Why DCH Auto Group’s overhaul should give all dealers pause
|Jamie LaReau covers the automotive retail beat for Automotive News.|
When the vice chairman of a large dealership group says the company’s business model is “outdated,” you listen.
You listen because if the big player admits to needing change, it probably means other dealers should examine their business models and make some tweaks, too.
Susan Scarola, vice chairman of DCH Auto Group, said the New Jersey-based dealership group is in the process of reviewing its entire business model. Expect to see changes, including the way it compensates salespeople and its digital presence, she said.
“We haven’t made changes yet, but we’re in the process of reviewing our whole business model and updating it,” Scarola said on Sunday at the National Automobile Dealers Association convention in New Orleans.
DCH evolved from Dah Chong Hong Ltd., a Chinese food and textile distributorship, which has a long history of adapting to achieve success. It survived World War II by relocating to avoid military occupation -- first from Shanghai to Hong Kong, then to Macao and only returning to Hong Kong after the war ended in 1945.
Today DCH operates 27 car dealerships in New Jersey, New York, Connecticut and California.

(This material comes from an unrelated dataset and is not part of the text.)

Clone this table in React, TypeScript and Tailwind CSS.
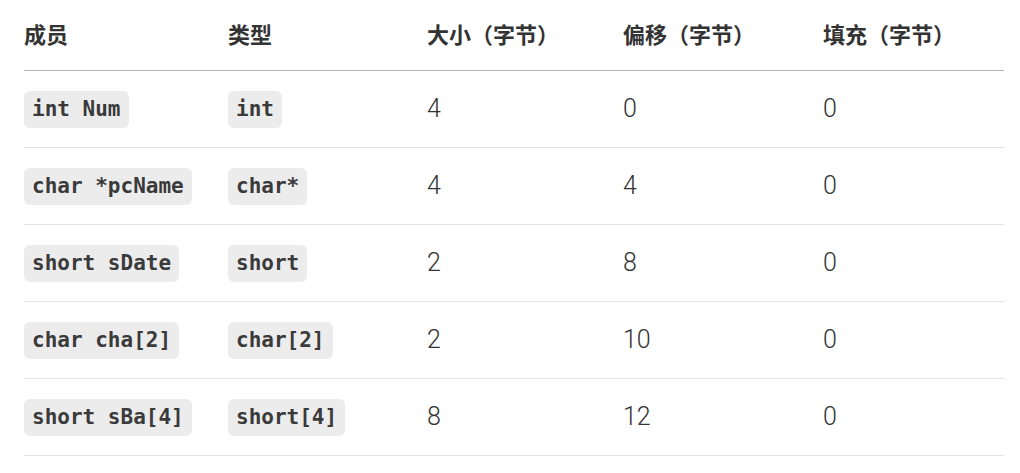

Scarola said DCH needs and will get a cultural and operational overhaul because customers want an easy car buying experience. DCH also wants to hire and keep top talent. The overhaul, which already has taken place at one of its dealerships, will make the stores more cost efficient.
For example, DCH wants to make it easier for consumers to conduct more transactions online by making dealership Web sites more interactive. And it is considering paying salespeople in a more salary-based manner rather than a commission-based plan.
“We think the model right now is outdated and consumers don’t want that model,” Scarola said.
DCH hopes to accomplish some of the changes this year. But Scarola said to stay relevant and competitive, change should never end.
“It’s a constant evolution,” Scarola says. “We either change or be left behind.”
That’s a message all dealers should listen to.